Identify the lines that contain the word "screenshot" and copy each one.

◆ Collected material:
## Begin
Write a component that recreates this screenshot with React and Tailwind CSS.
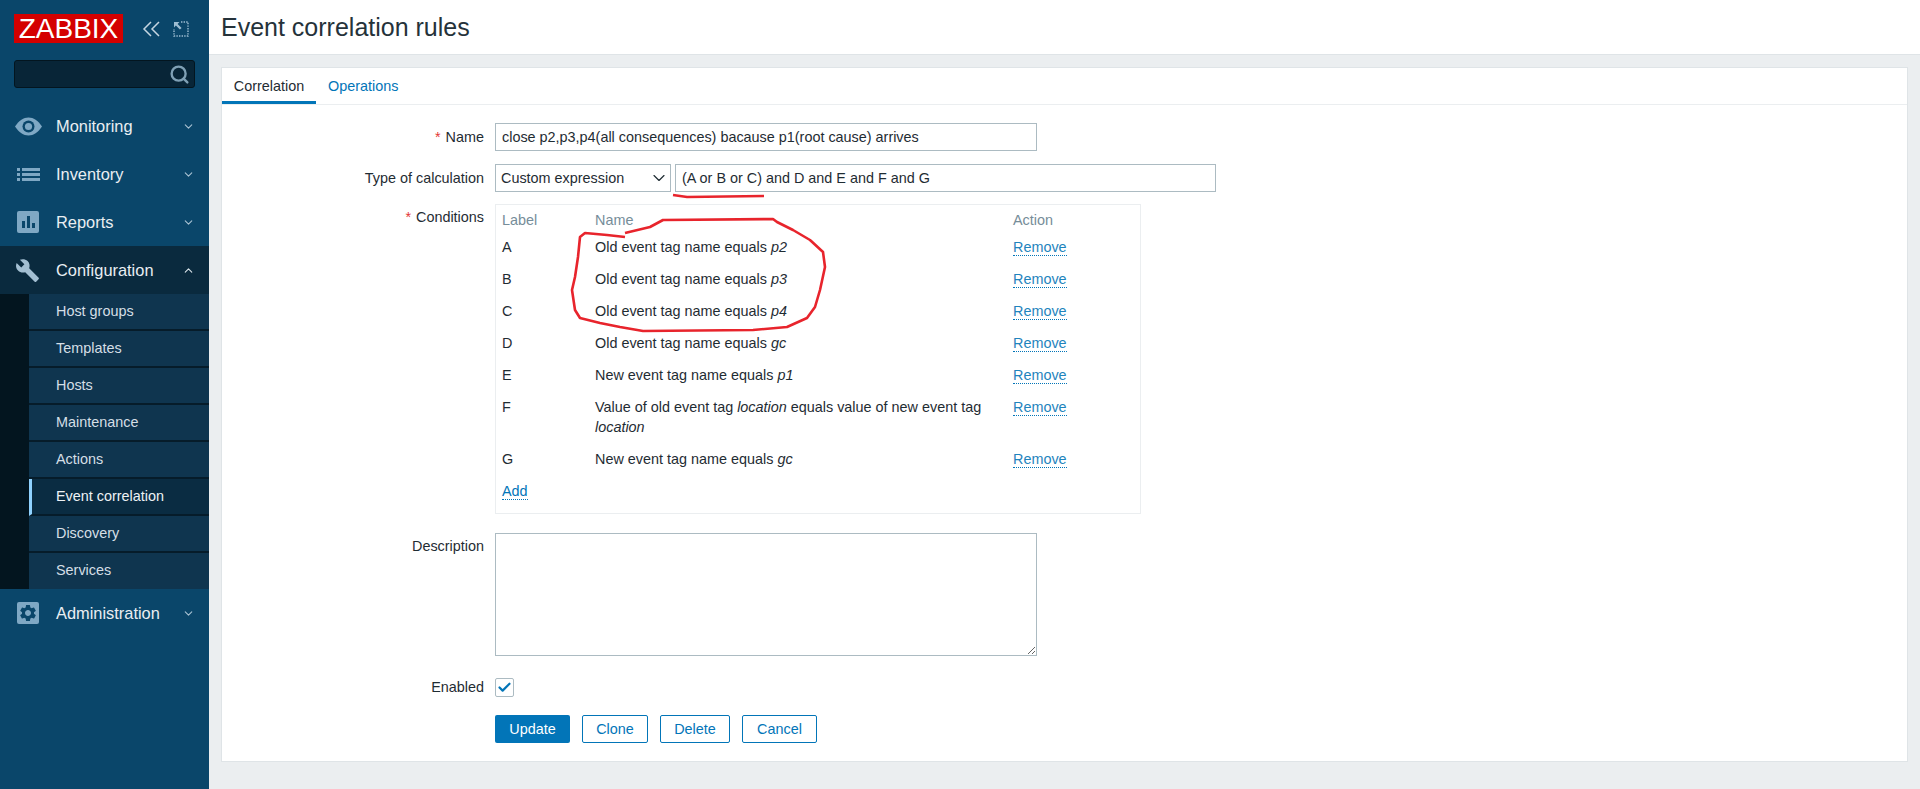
import React from "react";
import { ChevronDown, ChevronUp, Search, Check } from "lucide-react";
import { MdBuild, MdSettings } from "react-icons/md";

const subItems = ["Host groups", "Templates", "Hosts", "Maintenance", "Actions", "Event correlation", "Discovery", "Services"];

const conditions = [
  { label: "A", name: <>Old event tag name equals <i>p2</i></> },
  { label: "B", name: <>Old event tag name equals <i>p3</i></> },
  { label: "C", name: <>Old event tag name equals <i>p4</i></> },
  { label: "D", name: <>Old event tag name equals <i>gc</i></> },
  { label: "E", name: <>New event tag name equals <i>p1</i></> },
  { label: "F", name: <>Value of old event tag <i>location</i> equals value of new event tag <i>location</i></> },
  { label: "G", name: <>New event tag name equals <i>gc</i></> },
];

function EyeIcon() {
  return (
    <svg width="27" height="19" viewBox="0 0 27 19" className="-ml-[2px] text-[#7fa8c4]">
      <path fill="currentColor" d="M0 9.5C4 3.5 8.5.5 13.5.5S23 3.5 27 9.5C23 15.5 18.5 18.5 13.5 18.5S4 15.5 0 9.5Z" />
      <circle cx="13.5" cy="9.5" r="6" fill="#0a466a" />
      <circle cx="13.5" cy="9.5" r="3.6" fill="#7fa8c4" />
    </svg>
  );
}

function ListIcon() {
  return (
    <svg width="23" height="13" viewBox="0 0 23 13" fill="#7fa8c4">
      <rect x="0" y="0" width="3" height="3" />
      <rect x="5" y="0" width="18" height="3" />
      <rect x="0" y="5" width="3" height="3" />
      <rect x="5" y="5" width="18" height="3" />
      <rect x="0" y="10" width="3" height="3" />
      <rect x="5" y="10" width="18" height="3" />
    </svg>
  );
}

function ReportsIcon() {
  return (
    <svg width="22" height="22" viewBox="0 0 22 22">
      <rect width="22" height="22" rx="2" fill="#7fa8c4" />
      <rect x="5" y="10" width="3" height="7" fill="#0a466a" />
      <rect x="10" y="5" width="3" height="12" fill="#0a466a" />
      <rect x="15" y="12" width="3" height="5" fill="#0a466a" />
    </svg>
  );
}

function CollapseIcon() {
  return (
    <svg width="18" height="16" viewBox="0 0 18 16" fill="none" stroke="#c5d6e1" strokeWidth="1.5">
      <path d="M9 1L2 8L9 15" />
      <path d="M17 1L10 8L17 15" />
    </svg>
  );
}

function ExpandIcon() {
  return (
    <svg width="16" height="16" viewBox="0 0 16 16" fill="none" className="text-[#9dbdd2]">
      <path d="M8 1h7v14H1V8" stroke="currentColor" strokeWidth="1.4" strokeDasharray="1.4 1.2" />
      <path d="M1 1h5.5L4.6 2.9 8.6 6.9 6.9 8.6 2.9 4.6 1 6.5Z" fill="currentColor" />
    </svg>
  );
}

function NavItem({ icon, label, open, className = "" }) {
  return (
    <div className={`flex h-12 items-center ${open ? "bg-[#0a2a3e]" : ""} ${className}`}>
      <div className="flex w-[56px] shrink-0 justify-start pl-[17px]">{icon}</div>
      <span className="flex-1 text-[16.4px] text-[#e9eef2]">{label}</span>
      {open ? (
        <ChevronUp size={13} strokeWidth={2} className="mr-[14px] text-[#dbe4ea]" />
      ) : (
        <ChevronDown size={13} strokeWidth={2} className="mr-[14px] text-[#a9c2d3]" />
      )}
    </div>
  );
}

function SubItem({ label, last }) {
  const active = label === "Event correlation";
  return (
    <div
      className={`flex items-center text-[14.4px] ${last ? "h-[36px] pb-[3px]" : "h-[37px] border-b-2 border-[#061c2a] pb-[1px]"} ${
        active ? "border-l-[3px] border-l-[#8fd2ff] bg-[#0a2c42] pl-[24px] text-[#eef2f5]" : "bg-[#0f354f] pl-[27px] text-[#d5dfe6]"
      }`}
    >
      {label}
    </div>
  );
}

function Sidebar() {
  return (
    <aside className="w-[209px] shrink-0 bg-[#0a466a] pt-[14px]">
      <div className="flex h-[29px] items-center pl-[14px]">
        <div className="flex h-[29px] w-[109px] items-center justify-center bg-[#d40000] text-[28px] text-white">ZABBIX</div>
        <div className="ml-[19px]">
          <CollapseIcon />
        </div>
        <div className="ml-[13px]">
          <ExpandIcon />
        </div>
      </div>
      <div className="mx-[14px] mt-[17px] flex h-[28px] items-center justify-end rounded-[3px] border border-[#03151f] bg-[#082537] pr-[4px]">
        <Search size={21} strokeWidth={2.7} className="text-[#7fa0b5]" />
      </div>

      <nav className="mt-[14px]">
        <NavItem icon={<EyeIcon />} label="Monitoring" />
        <NavItem icon={<ListIcon />} label="Inventory" />
        <NavItem icon={<ReportsIcon />} label="Reports" />
        <NavItem icon={<MdBuild size={25} className="-ml-[2px] text-[#a3bfd2]" />} label="Configuration" open />
        <div className="bg-[#03151f] pl-[29px]">
          {subItems.map((item, i) => (
            <SubItem key={item} label={item} last={i === subItems.length - 1} />
          ))}
        </div>
        <NavItem
          icon={
            <div className="flex h-[22px] w-[22px] items-center justify-center rounded-[2px] bg-[#7fa8c4]">
              <MdSettings size={20} className="text-[#0a466a]" />
            </div>
          }
          label="Administration"
        />
      </nav>
    </aside>
  );
}

function FormRow({ label, required, top, children, className = "" }) {
  return (
    <div className={`flex ${className}`}>
      <div className={`w-[262px] shrink-0 text-right ${top ? "pt-[3px]" : "-mt-[1px] self-center"}`}>
        {required && <span className="mr-[5px] text-[#e33734]">*</span>}
        {label}
      </div>
      <div className="ml-[11px] min-w-0 flex-1">{children}</div>
    </div>
  );
}

function Remove() {
  return <a className="border-b border-dotted border-[#0275b8] leading-[16px] text-[#1f84bd]">Remove</a>;
}

function OutlineButton({ children, className = "" }) {
  return (
    <button className={`h-[28px] rounded-[2px] border border-[#0275b8] bg-white text-[#0275b8] ${className}`}>{children}</button>
  );
}

function ConditionsTable() {
  return (
    <div className="w-[646px] border border-[#ebeef0] pb-[6px] pl-[6px]">
      <div className="grid grid-cols-[93px_341px_1fr] pt-[5px] pb-[1px] text-[#768d99]">
        <div>Label</div>
        <div className="col-span-1">Name</div>
        <div className="pl-[77px]">Action</div>
      </div>
      {conditions.map((c) => (
        <div key={c.label} className="grid grid-cols-[93px_395px_1fr] py-[6px]">
          <div>{c.label}</div>
          <div>{c.name}</div>
          <div className="pl-[23px]">
            <Remove />
          </div>
        </div>
      ))}
      <div className="py-[6px]">
        <a className="border-b border-dotted border-[#0275b8] text-[#0275b8]">Add</a>
      </div>
    </div>
  );
}

function CorrelationForm() {
  return (
    <form className="pt-[18px]">
      <FormRow label="Name" required>
        <input
          readOnly
          value="close p2,p3,p4(all consequences) bacause p1(root cause) arrives"
          className="block h-[28px] w-[542px] border border-[#acbbc2] px-[6px] pb-[1px] text-[#1f2c33] outline-none"
        />
      </FormRow>

      <FormRow label="Type of calculation" className="mt-[13px]">
        <div className="flex gap-[4px]">
          <div className="flex h-[28px] w-[176px] items-center justify-between border border-[#acbbc2] pr-[1px] pb-[1px] pl-[5px]">
            <span>Custom expression</span>
            <ChevronDown size={20} strokeWidth={1.4} className="text-[#1f2c33]" />
          </div>
          <input
            readOnly
            value="(A or B or C) and D and E and F and G"
            className="block h-[28px] w-[541px] border border-[#acbbc2] px-[6px] pb-[1px] text-[#1f2c33] outline-none"
          />
        </div>
      </FormRow>

      <FormRow label="Conditions" required top className="mt-[12px]">
        <ConditionsTable />
      </FormRow>

      <FormRow label="Description" top className="mt-[19px]">
        <textarea readOnly className="block h-[123px] w-[542px] border border-[#acbbc2] outline-none" />
      </FormRow>

      <FormRow label="Enabled" className="mt-[22px]">
        <div className="flex h-[19px] w-[19px] items-center justify-center rounded-[2px] border border-[#acbbc2]">
          <Check size={15} strokeWidth={3.5} className="text-[#0275b8]" />
        </div>
      </FormRow>

      <div className="mt-[18px] ml-[273px] flex gap-[12px]">
        <button className="h-[28px] w-[75px] rounded-[2px] bg-[#0275b8] text-white">Update</button>
        <OutlineButton className="w-[66px]">Clone</OutlineButton>
        <OutlineButton className="w-[70px]">Delete</OutlineButton>
        <OutlineButton className="w-[75px]">Cancel</OutlineButton>
      </div>
    </form>
  );
}

// hand drawn red marks on top of the screenshot
function Annotations() {
  return (
    <svg className="pointer-events-none absolute top-0 left-0 h-[789px] w-[1920px]" viewBox="0 0 1920 789" fill="none">
      <path
        d="M625 237L607 235L585 233L580 237L578 257L575 277L572 290L575 310L580 318L600 323L620 327L643 331L753 330L787 327L807 318L815 307L820 290L825 267L823 252L810 240L793 230L777 222L773 219L663 220L650 227L625 233"
        stroke="#e8242c"
        strokeWidth="2.6"
        strokeLinejoin="round"
      />
      <path d="M673 195L687 197L764 196" stroke="#e8242c" strokeWidth="2.6" />
    </svg>
  );
}

export default function App() {
  return (
    <div className="relative flex h-[789px] w-[1920px] overflow-hidden bg-[#ebeef0] font-['Liberation_Sans',Arial,sans-serif] text-[14.4px] leading-[20px] text-[#1f2c33]">
      <Sidebar />
      <main className="flex min-w-0 flex-1 flex-col">
        <header className="flex h-[55px] items-center border-b border-[#dfe4e7] bg-white pl-[12px] text-[25px] text-[#25323a]">Event correlation rules</header>
        <section className="mx-[12px] mt-[12px] h-[695px] border border-[#dfe4e7] bg-white">
          <div className="flex h-[37px] border-b border-[#ebeef0]">
            <div className="flex w-[94px] items-center justify-center border-b-[3px] border-[#0275b8] pt-[2px]">Correlation</div>
            <div className="flex items-center pb-[1px] pl-[12px] text-[#0275b8]">Operations</div>
          </div>
          <CorrelationForm />
        </section>
      </main>
      <Annotations />
    </div>
  );
}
## End
◆ The reply:
Write a component that recreates this screenshot with React and Tailwind CSS.
// hand drawn red marks on top of the screenshot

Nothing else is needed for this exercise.